Work to be completed -
Check each line of the data below for the word "index", then extract the ones that have it.

·····

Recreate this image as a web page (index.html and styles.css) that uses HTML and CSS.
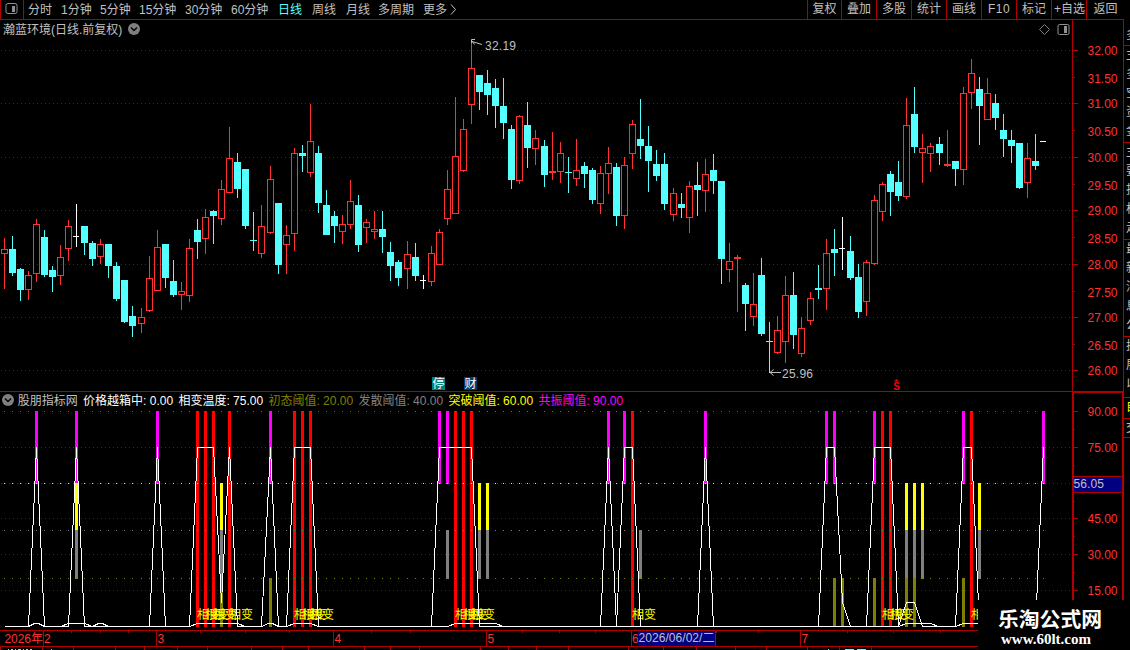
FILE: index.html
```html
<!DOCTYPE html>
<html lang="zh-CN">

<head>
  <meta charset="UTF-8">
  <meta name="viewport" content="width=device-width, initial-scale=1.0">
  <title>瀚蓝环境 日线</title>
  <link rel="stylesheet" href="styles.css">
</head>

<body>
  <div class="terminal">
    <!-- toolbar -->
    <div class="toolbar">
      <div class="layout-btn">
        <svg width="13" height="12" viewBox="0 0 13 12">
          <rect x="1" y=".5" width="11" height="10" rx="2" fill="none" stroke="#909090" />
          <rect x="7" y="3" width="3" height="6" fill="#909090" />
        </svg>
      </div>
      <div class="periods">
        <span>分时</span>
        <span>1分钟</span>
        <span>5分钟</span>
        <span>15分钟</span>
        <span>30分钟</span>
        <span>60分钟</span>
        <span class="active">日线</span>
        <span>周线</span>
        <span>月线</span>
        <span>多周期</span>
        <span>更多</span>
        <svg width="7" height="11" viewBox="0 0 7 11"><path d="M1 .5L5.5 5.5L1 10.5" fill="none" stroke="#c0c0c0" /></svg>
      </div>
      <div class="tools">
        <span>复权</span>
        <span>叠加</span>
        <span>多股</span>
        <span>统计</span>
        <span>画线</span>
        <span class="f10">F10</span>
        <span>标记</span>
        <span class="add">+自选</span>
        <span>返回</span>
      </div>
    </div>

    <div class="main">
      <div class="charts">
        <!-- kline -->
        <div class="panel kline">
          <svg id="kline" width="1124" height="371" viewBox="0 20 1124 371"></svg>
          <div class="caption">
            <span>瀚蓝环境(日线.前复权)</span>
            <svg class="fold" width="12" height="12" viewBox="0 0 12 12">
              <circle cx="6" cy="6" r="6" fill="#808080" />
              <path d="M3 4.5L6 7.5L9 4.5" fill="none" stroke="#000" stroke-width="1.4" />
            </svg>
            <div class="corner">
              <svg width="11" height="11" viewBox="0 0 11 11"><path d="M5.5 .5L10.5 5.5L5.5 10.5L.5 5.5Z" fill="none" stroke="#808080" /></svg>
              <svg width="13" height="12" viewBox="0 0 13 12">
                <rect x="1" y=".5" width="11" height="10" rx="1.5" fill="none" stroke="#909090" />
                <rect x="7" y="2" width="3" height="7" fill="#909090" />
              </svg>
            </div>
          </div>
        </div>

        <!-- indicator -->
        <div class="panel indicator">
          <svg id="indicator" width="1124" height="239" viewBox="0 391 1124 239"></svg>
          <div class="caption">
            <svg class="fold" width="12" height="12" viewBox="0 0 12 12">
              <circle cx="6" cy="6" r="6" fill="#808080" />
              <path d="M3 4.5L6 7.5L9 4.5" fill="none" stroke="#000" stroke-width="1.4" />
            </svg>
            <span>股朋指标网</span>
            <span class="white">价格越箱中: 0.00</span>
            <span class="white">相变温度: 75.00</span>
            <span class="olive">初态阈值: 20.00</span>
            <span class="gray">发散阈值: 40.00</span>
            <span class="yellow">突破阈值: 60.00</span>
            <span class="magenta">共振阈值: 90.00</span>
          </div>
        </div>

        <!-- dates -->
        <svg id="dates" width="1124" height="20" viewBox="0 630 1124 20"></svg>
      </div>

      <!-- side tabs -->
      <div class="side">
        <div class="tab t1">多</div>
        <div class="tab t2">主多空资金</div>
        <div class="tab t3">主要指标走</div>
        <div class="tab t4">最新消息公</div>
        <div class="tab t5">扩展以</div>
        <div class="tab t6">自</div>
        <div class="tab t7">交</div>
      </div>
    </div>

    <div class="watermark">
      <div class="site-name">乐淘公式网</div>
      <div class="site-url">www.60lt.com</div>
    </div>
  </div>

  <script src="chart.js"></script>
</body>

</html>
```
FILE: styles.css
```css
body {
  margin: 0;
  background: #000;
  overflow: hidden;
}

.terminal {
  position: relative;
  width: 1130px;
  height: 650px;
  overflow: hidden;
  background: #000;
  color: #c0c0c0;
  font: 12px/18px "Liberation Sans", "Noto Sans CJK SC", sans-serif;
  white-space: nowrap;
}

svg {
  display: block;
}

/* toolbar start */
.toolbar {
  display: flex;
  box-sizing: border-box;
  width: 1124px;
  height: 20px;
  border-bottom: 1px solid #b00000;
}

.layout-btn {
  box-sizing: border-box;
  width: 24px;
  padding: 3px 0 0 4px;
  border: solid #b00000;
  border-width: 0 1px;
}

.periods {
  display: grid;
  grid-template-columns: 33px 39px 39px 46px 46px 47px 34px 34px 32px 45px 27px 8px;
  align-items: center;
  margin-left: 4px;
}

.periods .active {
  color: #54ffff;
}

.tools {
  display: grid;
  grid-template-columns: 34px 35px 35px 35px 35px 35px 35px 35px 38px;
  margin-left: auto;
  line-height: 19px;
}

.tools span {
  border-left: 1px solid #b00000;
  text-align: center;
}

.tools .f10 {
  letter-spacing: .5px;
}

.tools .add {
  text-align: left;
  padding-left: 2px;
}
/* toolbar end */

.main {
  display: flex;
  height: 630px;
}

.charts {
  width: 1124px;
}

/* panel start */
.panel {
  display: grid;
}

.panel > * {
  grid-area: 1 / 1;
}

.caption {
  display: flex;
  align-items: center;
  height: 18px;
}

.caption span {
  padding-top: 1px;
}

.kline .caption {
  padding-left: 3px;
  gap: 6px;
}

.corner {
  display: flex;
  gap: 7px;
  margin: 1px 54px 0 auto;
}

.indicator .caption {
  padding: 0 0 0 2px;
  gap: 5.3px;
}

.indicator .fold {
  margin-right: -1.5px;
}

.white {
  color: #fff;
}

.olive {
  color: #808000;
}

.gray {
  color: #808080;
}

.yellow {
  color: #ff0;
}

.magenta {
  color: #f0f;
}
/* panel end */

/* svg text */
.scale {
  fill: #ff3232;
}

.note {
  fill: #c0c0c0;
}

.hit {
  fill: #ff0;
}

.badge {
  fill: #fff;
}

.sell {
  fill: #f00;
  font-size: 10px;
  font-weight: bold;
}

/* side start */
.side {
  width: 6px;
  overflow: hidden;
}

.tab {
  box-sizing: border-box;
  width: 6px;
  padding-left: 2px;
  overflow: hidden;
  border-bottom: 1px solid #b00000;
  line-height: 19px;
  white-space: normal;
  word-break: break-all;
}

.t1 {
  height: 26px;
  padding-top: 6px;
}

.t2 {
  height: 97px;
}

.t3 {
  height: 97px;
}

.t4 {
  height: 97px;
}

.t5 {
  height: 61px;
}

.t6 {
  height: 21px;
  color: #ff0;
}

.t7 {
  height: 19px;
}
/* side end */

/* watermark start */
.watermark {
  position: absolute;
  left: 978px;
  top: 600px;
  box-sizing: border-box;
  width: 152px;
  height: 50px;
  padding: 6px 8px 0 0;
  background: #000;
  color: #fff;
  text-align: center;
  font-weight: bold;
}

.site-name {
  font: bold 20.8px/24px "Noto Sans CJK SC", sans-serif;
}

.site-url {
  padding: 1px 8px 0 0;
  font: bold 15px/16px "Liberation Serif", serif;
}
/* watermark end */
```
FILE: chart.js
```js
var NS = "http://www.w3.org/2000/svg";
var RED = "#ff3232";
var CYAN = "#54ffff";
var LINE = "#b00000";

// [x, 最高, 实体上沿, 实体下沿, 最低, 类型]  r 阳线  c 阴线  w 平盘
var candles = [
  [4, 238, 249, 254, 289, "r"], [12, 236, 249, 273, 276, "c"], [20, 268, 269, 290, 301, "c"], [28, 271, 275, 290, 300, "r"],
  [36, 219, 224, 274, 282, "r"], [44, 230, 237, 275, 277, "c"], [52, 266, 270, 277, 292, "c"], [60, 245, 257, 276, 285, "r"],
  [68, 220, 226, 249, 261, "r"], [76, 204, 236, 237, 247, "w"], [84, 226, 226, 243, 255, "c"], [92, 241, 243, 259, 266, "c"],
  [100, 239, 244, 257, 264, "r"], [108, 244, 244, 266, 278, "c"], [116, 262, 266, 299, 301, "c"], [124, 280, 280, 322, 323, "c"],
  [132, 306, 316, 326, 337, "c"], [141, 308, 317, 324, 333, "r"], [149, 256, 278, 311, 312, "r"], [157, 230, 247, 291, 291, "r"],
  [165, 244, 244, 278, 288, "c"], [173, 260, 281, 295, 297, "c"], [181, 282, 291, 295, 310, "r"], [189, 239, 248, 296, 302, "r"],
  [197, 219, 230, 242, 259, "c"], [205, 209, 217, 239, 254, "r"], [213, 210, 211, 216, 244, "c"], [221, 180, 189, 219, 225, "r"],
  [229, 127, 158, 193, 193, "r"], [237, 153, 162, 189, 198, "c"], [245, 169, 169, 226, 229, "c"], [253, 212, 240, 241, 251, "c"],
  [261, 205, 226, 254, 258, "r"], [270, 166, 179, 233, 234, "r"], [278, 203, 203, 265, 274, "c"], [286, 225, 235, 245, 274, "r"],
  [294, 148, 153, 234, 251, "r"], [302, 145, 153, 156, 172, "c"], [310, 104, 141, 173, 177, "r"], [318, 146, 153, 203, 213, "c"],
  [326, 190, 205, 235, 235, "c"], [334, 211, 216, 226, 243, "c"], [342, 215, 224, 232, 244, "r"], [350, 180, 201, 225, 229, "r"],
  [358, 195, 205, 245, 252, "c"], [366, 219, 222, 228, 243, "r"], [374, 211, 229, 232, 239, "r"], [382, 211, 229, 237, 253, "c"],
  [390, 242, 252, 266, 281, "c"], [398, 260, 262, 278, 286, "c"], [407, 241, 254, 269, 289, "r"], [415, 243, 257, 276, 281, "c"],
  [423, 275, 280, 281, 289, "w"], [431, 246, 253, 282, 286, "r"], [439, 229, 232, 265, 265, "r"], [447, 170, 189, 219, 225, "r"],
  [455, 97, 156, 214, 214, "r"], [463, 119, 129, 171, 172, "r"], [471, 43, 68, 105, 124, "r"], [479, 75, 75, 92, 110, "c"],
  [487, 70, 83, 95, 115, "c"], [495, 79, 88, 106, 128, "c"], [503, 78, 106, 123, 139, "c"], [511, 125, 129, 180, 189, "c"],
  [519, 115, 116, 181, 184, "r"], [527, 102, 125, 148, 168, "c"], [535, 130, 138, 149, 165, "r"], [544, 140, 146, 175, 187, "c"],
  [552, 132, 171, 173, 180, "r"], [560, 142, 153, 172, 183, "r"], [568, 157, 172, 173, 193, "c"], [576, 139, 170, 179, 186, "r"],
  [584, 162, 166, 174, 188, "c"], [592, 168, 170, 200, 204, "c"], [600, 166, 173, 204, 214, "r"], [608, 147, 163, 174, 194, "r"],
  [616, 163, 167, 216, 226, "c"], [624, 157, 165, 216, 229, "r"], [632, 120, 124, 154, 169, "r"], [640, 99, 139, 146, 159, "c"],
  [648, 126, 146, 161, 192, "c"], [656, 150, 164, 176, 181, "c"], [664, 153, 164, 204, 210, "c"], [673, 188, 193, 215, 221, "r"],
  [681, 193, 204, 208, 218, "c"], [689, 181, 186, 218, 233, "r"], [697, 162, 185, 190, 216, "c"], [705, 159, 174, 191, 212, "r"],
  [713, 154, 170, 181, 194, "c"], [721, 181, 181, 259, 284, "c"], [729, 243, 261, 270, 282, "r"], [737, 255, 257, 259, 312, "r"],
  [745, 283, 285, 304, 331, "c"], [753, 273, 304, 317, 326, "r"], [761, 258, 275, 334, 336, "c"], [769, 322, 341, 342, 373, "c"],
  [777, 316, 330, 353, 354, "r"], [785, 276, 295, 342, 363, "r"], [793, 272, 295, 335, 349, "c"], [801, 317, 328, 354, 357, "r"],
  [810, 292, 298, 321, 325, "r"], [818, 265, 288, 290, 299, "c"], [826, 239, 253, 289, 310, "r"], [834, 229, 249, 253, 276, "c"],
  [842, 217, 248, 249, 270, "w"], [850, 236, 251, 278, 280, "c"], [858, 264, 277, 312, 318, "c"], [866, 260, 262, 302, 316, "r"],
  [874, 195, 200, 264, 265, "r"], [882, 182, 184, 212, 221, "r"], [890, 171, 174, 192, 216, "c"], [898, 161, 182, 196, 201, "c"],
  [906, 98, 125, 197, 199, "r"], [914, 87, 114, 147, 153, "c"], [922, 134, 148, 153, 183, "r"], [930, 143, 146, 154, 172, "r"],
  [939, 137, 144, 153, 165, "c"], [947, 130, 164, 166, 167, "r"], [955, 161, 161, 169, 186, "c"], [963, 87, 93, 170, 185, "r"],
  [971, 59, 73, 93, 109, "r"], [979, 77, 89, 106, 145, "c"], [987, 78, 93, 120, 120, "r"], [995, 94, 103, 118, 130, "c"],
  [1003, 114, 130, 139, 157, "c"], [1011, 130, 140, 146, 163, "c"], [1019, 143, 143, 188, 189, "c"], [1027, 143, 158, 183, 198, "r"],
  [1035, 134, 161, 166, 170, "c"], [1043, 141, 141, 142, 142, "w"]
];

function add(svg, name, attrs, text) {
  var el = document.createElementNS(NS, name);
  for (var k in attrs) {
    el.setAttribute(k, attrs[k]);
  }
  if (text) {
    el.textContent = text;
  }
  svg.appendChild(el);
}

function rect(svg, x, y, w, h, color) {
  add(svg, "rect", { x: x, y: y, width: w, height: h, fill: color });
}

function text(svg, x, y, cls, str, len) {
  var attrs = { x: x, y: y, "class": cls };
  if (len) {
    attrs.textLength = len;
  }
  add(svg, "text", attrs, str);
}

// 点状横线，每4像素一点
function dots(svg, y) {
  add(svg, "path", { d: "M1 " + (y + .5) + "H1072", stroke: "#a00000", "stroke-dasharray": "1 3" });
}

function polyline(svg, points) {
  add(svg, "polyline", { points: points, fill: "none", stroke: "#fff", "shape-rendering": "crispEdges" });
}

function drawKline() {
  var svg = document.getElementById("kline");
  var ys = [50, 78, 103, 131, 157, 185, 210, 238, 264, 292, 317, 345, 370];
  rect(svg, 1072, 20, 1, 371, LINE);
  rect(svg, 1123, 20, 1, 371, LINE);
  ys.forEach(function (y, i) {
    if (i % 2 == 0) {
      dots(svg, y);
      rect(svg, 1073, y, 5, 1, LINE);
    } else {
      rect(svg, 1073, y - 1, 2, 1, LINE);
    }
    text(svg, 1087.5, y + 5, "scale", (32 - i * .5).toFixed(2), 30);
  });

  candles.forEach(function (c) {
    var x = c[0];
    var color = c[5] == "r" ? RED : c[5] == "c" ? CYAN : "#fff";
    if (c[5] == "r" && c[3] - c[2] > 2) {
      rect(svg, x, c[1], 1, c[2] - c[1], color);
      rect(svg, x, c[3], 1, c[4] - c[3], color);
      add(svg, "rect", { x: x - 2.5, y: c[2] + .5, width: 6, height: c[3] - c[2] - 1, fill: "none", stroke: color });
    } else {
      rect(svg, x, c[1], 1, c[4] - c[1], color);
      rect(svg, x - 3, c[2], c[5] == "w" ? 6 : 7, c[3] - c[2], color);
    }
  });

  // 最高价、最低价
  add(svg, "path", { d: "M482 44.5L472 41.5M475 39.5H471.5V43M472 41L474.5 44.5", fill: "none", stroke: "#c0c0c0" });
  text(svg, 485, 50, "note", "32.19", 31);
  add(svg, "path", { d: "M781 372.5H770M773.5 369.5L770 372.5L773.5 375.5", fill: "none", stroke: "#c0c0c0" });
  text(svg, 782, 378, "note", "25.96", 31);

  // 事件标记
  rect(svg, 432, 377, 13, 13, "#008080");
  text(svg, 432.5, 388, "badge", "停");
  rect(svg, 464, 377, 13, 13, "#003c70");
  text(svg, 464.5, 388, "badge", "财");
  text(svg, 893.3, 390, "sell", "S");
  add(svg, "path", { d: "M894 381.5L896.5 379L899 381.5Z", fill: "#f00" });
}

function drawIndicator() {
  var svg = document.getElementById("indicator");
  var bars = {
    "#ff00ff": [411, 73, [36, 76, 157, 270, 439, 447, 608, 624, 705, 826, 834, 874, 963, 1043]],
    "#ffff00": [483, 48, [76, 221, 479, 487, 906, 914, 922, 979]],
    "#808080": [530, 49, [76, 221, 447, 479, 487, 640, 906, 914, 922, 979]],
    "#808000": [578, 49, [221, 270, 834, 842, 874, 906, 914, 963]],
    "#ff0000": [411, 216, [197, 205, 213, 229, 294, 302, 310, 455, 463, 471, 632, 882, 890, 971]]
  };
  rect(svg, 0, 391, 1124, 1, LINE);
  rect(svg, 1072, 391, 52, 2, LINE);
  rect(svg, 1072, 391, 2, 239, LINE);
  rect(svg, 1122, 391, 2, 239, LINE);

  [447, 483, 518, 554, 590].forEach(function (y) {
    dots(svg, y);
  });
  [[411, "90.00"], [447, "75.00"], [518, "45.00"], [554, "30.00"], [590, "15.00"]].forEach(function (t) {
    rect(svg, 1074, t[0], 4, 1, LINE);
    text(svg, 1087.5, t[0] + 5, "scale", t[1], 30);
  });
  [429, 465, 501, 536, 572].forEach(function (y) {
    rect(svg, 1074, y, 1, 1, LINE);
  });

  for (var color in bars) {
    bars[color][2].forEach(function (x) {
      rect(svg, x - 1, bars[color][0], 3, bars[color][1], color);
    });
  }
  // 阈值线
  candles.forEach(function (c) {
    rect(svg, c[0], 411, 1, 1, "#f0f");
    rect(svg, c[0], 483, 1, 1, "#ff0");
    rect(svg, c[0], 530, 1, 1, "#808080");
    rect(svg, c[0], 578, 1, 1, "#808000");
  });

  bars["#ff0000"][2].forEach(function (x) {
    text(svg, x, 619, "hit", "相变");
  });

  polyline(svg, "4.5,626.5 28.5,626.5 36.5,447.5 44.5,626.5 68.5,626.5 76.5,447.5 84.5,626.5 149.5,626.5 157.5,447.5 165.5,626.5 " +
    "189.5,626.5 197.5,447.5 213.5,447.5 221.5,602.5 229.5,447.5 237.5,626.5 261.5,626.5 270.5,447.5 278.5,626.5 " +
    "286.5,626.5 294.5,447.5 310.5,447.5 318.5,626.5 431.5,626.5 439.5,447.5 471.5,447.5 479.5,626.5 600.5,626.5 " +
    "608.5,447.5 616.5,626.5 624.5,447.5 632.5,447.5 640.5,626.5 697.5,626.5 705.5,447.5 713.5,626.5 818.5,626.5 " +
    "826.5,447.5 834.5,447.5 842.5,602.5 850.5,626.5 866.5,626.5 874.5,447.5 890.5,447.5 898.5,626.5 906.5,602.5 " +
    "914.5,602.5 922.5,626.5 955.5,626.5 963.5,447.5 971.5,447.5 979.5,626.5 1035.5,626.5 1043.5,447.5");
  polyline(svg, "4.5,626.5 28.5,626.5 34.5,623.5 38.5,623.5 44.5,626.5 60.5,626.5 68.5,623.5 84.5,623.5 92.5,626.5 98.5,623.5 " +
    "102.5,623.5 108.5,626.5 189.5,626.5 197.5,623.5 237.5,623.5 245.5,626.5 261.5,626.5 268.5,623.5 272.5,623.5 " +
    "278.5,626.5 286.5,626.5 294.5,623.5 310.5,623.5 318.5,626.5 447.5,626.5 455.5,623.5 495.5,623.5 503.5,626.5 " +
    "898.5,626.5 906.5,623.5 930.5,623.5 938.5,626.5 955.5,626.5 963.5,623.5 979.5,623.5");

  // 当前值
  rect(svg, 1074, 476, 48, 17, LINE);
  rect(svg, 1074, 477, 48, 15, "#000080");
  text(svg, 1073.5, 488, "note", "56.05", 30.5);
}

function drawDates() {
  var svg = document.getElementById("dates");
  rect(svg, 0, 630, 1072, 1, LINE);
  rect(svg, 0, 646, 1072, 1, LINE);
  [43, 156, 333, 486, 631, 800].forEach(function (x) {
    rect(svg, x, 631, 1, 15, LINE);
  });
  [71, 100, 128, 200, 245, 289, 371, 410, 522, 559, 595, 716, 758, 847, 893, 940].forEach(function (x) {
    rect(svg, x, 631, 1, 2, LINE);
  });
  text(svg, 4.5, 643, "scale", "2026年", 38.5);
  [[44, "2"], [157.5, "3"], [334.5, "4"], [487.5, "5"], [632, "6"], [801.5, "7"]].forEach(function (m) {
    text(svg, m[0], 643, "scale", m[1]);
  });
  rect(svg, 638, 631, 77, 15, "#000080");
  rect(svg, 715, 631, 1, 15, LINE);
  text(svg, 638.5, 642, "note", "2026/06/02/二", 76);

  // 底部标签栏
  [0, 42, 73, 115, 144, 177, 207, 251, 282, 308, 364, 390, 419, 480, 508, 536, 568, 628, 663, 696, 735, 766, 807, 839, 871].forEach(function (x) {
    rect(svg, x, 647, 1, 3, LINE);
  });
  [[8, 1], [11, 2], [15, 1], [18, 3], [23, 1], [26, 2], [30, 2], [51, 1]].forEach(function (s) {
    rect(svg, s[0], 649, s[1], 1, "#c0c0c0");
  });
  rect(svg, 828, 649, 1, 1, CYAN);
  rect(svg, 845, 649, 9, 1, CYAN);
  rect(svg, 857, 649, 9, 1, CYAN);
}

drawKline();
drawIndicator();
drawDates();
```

·····

Response -
Recreate this image as a web page (index.html and styles.css) that uses HTML and CSS.
FILE: index.html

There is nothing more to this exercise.